Clinton In Iowa Hits Frozen Poll, Spins To Finish

And of course, there are her own long-running hostilities to point to.

“The Republicans have been after me for about 16 years now,” she said in Vinton, updating one of her favorite lines for the New Year. “And much to their dismay, I’m still here.”

The reviews, from the Iowans at her events, at least, have generally been good.

“I think she’s got more experience,” Delane Kalina, an auditor who decided to caucus for Mrs. Clinton, said in Vinton. “And I like her.”

In Iowa Falls, Dawn Parker, an undecided 54-year-old special-education teacher said she planned to see Mr. Obama the next day and had already seen Mr. Edwards several times. But she had liked what she saw and heard from Mrs. Clinton.

“When I listened to her tonight, I hear that she was there, and she can do it,” she said. “She sounds like a student teacher who can take over the classroom without any problems. She has the right experience and the right attitude.”

In Keokuk, Paul Wykowski, a 52-year-old worker in a corn milling factory, said he felt suckered by the Bush administration into supporting the war in Iraq the same way she did, so he didn’t hold her authorization for war against her. “It’s easy for Barack Obama to say he was against it, but he didn’t have to stand there and vote,” Mr. Wykowski said.

And in Traer, Jarold Lister, an 80-year-old retired teacher, said Mrs. Clinton’s performance had moved her up to his second choice. (His first choice was Joe Biden.) He said he had supported Mr. Edwards in 2004 and, as a child of the Great Depression, responded positively to his emphasis on fighting poverty. But ultimately, he said, he was leaning toward Mrs. Clinton.
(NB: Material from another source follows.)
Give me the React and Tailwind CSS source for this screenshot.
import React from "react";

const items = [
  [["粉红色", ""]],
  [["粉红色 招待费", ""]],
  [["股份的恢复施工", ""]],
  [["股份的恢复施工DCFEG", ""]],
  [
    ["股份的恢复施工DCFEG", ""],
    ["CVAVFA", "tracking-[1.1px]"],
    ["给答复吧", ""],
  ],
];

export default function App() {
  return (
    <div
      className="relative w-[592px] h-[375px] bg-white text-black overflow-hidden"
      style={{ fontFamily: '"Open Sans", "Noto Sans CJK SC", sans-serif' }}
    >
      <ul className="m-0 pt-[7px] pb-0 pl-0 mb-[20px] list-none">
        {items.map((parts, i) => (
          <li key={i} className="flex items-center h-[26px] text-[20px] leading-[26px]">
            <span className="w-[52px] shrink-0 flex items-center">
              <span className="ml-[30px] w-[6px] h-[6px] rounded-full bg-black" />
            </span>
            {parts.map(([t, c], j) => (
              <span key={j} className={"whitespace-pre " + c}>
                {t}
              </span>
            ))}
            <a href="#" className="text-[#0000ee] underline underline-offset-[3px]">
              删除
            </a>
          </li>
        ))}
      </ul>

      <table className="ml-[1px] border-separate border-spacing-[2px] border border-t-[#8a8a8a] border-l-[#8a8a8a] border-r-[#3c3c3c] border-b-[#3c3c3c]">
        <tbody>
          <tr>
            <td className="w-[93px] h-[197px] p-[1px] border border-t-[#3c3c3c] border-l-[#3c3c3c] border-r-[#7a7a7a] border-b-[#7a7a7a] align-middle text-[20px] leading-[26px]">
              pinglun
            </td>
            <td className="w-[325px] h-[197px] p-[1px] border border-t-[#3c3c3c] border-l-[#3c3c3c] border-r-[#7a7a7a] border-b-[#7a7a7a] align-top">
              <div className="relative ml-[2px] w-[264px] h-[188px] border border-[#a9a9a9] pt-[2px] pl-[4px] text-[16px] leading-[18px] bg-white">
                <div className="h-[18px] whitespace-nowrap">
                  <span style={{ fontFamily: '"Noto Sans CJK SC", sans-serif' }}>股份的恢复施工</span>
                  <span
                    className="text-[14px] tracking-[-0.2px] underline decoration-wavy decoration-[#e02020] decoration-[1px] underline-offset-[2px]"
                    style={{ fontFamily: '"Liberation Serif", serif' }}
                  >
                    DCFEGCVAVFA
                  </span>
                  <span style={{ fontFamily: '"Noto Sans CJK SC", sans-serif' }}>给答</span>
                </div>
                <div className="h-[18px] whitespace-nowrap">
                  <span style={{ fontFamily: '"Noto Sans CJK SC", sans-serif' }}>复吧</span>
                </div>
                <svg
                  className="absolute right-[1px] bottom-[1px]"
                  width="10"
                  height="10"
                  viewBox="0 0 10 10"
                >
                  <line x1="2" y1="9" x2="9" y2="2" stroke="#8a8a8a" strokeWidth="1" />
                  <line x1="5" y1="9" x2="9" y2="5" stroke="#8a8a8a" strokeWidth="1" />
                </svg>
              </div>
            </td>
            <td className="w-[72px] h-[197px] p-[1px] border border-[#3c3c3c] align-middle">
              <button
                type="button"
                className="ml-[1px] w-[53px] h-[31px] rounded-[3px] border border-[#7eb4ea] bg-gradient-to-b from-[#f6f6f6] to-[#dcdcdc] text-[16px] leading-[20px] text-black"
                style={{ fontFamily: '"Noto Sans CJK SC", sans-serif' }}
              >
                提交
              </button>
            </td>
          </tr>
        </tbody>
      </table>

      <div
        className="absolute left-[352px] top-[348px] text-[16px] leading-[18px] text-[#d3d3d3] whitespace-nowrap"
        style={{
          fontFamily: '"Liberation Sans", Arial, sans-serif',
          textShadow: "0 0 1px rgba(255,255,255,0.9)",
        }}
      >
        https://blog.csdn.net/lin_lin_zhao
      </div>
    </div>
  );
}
“I listened to her very closely today and she’s got everything covered,” he said. “Everything that they have, she has, but look—experience matters. Regardless of what they say, being around it means something.”
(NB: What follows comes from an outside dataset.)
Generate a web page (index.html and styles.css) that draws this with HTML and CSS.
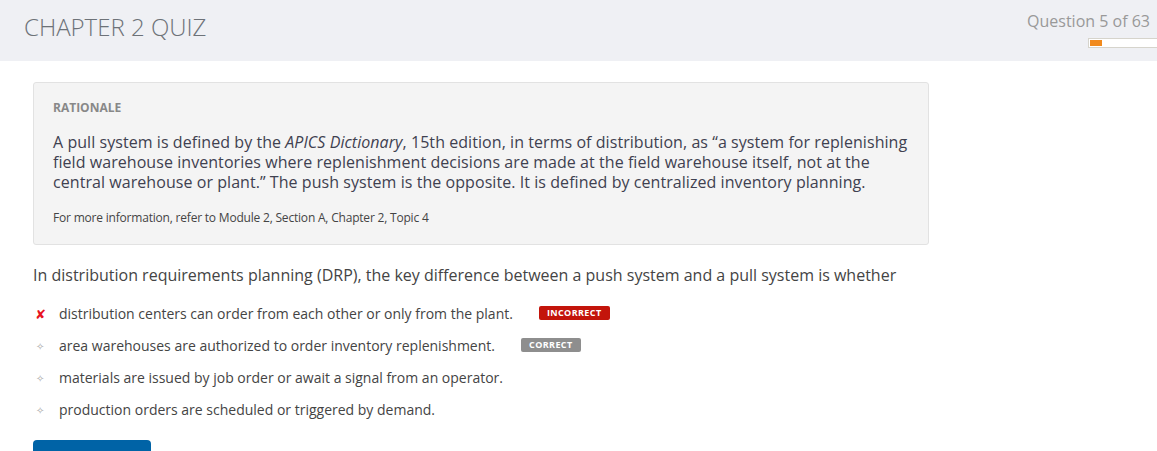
FILE: index.html
```html
<!DOCTYPE html>
<html>
<head>
<meta charset="utf-8">
<link rel="stylesheet" href="styles.css">
</head>
<body>
<header class="header">
  <h1 class="title">CHAPTER 2 QUIZ</h1>
  <div class="progress-wrap">
    <div class="counter">Question 5 of 63</div>
    <div class="progress"><div class="progress-fill" style="width:12px"></div></div>
  </div>
</header>
<main class="main">
  <section class="rationale">
    <div class="rationale-label">RATIONALE</div>
    <p class="rationale-text">A pull system is defined by the <em>APICS Dictionary</em>, 15th edition, in terms of distribution, as “a system for replenishing field warehouse inventories where replenishment decisions are made at the field warehouse itself, not at the central warehouse or plant.” The push system is the opposite. It is defined by centralized inventory planning.</p>
    <p class="rationale-ref">For more information, refer to Module 2, Section A, Chapter 2, Topic 4</p>
  </section>
  <p class="question">In distribution requirements planning (DRP), the key difference between a push system and a pull system is whether</p>
  <ul class="options">
    <li class="option"><span class="mark mark-x">✘</span><span class="opt-text">distribution centers can order from each other or only from the plant.</span><span class="badge badge-incorrect">INCORRECT</span></li>
    <li class="option"><span class="mark mark-dot">✧</span><span class="opt-text">area warehouses are authorized to order inventory replenishment.</span><span class="badge badge-correct">CORRECT</span></li>
    <li class="option"><span class="mark mark-dot">✧</span><span class="opt-text">materials are issued by job order or await a signal from an operator.</span></li>
    <li class="option"><span class="mark mark-dot">✧</span><span class="opt-text">production orders are scheduled or triggered by demand.</span></li>
  </ul>
  <button class="next-btn">Next</button>
</main>
</body>
</html>
```
FILE: styles.css
```css
* { box-sizing: border-box; }
html, body { margin: 0; padding: 0; }
body {
  font-family: "Open Sans", "Liberation Sans", sans-serif;
  background: #fff;
  color: #444;
  overflow: hidden;
  height: 451px;
}
.header {
  height: 61px;
  background: #eff0f4;
  display: flex;
  justify-content: space-between;
  align-items: flex-start;
  padding-left: 24px;
}
.title {
  margin: 9px 0 0;
  font-weight: 300;
  font-size: 24px;
  line-height: 36px;
  color: #6d7278;
}
.progress-wrap {
  display: flex;
  flex-direction: column;
  align-items: flex-end;
  padding-top: 10px;
}
.counter {
  font-size: 16px;
  line-height: 22px;
  color: #999;
  padding-right: 7px;
}
.progress {
  margin-top: 6px;
  width: 69px;
  height: 10px;
  background: #fff;
  border: 1px solid #d6d4cc;
  border-right: none;
  padding: 1px;
}
.progress-fill {
  height: 6px;
  background: #f18a1d;
}
.main {
  padding: 21px 33px 0;
}
.rationale {
  width: 896px;
  background: #f4f4f4;
  border: 1px solid #e2e2e2;
  border-radius: 3px;
  padding: 16px 19px 17px;
}
.rationale-label {
  font-size: 12px;
  font-weight: 700;
  color: #888;
  line-height: 18px;
}
.rationale-text {
  margin: 15px 0 0;
  font-size: 16px;
  letter-spacing: 0.06px;
  line-height: 20px;
  color: #3f4150;
}
.rationale-ref {
  margin: 17px 0 0;
  font-size: 12px;
  line-height: 18px;
  color: #444;
  letter-spacing: -0.2px;
}
.question {
  margin: 19px 0 0;
  font-size: 16px;
  line-height: 22px;
  color: #444;
}
.options {
  list-style: none;
  margin: 12px 0 0;
  padding: 0;
}
.option {
  display: flex;
  align-items: center;
  height: 32px;
  font-size: 14px;
  color: #444;
}
.mark {
  width: 26px;
  flex: none;
  text-align: left;
  padding-left: 1px;
}
.mark-x {
  color: #e8131f;
  font-size: 13px;
  font-family: "DejaVu Sans", sans-serif;
  padding-left: 2px;
}
.mark-dot {
  color: #aaa;
  font-size: 10px;
  font-family: "DejaVu Sans", sans-serif;
  padding-left: 3px;
}
.opt-text { line-height: 20px; }
.badge {
  margin-left: 26px;
  font-size: 9px;
  font-weight: 700;
  letter-spacing: 0.4px;
  color: #fff;
  line-height: 14px;
  padding: 0 8px;
  border-radius: 2px;
  margin-top: -2px;
}
.badge-incorrect { background: #c3150b; }
.badge-correct { background: #8e8e8e; }
.next-btn {
  margin-top: 14px;
  width: 118px;
  height: 40px;
  background: #0063a6;
  color: #fff;
  border: none;
  border-radius: 4px;
  font-family: inherit;
  font-size: 14px;
}
```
On New Year’s Eve, as the campaign bus arrived in Des Moines after swerving on slippery roads through a blizzard that turned the entire flat landscape, and even the air outside the windows, white, the single e-mail from Obama campaign spokesman Bill Burton about the Register poll overshadowed the entire day’s hard work for the Clinton campaign.
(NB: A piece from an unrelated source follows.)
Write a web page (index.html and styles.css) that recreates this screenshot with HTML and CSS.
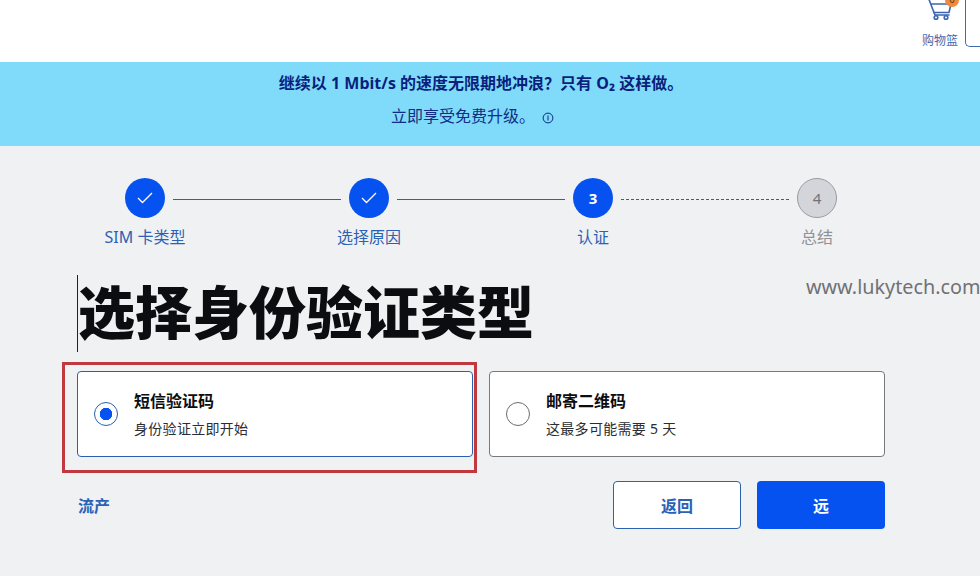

But the Clintons themselves had no time to exude anything but confidence and smiles. Supporters wearing sparkly green bowler hats and sparkly silver glasses with “Hillary” across the bridge awaited the couple in Capital Square, which was sticky with spilled champagne and beer. After the group Big Head Todd and the Monsters played her campaign anthem, “Blue Sky,” in an endless live loop behind them, the Clintons stuck to the script.

“The people of Iowa have been so wonderful to us,” Mr. Clinton said, shortly before the couple descended to shake hands. (Mrs. Clinton accepted hands extended over the bunting-covered guard rails; her husband reached over them as if rescuing supporters who had been thrown overboard.)

Most of the supporters hadn’t heard about the poll.

“Oh, really,” said Bob Snyder, a 66-year-old volunteer from Des Moines, in a dejected tone. He had spent much of the prior day working the phone banks for Mrs. Clinton, in which a lot of the people he contacted and expected to be for her still declared themselves undecided. “It was surprising.”

The mood, mostly, was defiantly cheery.

One Clinton opposition researcher sang songs he wrote in college. Huma Abedin, Mrs. Clinton’s elegant “body person,” smiled broadly from within a circle of male admirers. Teresa Vilmain, Mrs. Clinton’s Iowa campaign manager, celebrated the discovery of her temporarily misplaced BlackBerry with a pull from her bottle of beer.

At around 1:30 a.m., the most committed, and mostly younger, Clinton staffers headed up to Ms. Vilmain’s apartment for an after-party. They packed in so tightly among the African paintings on the walls and red slinky sculptures on the floor that Ms. Vilmain had to tug—hard—on the arms of departing guests to help get them out the door.

Male guests used her counter tops as levers to pry off bottle caps. One campaign worker looked at a tall man hanging out by the door and shouted, “U.S. Secret Service!” The man lifted his drink in acknowledgment. They flirted and whispered in each other’s ears. Outside the apartment, the hallway’s walls were lined with winter coats and empty beer bottles.

In the morning, the Clinton machine was back at work. With the columnists, television personalities and assorted heavy hitters of the national press now trailing the campaign full time, the first order of business was to counterspin the Register poll. Former Iowa Governor Tom Vilsack did so, in the course of introducing her at an event in Ames, by citing two newer, more favorable voter surveys.

“Two polls out this morning indicate that Senator Clinton is ahead,” he said. “Momentum is on our side. I can feel it.”

Then Mrs. Clinton took the microphone and started again.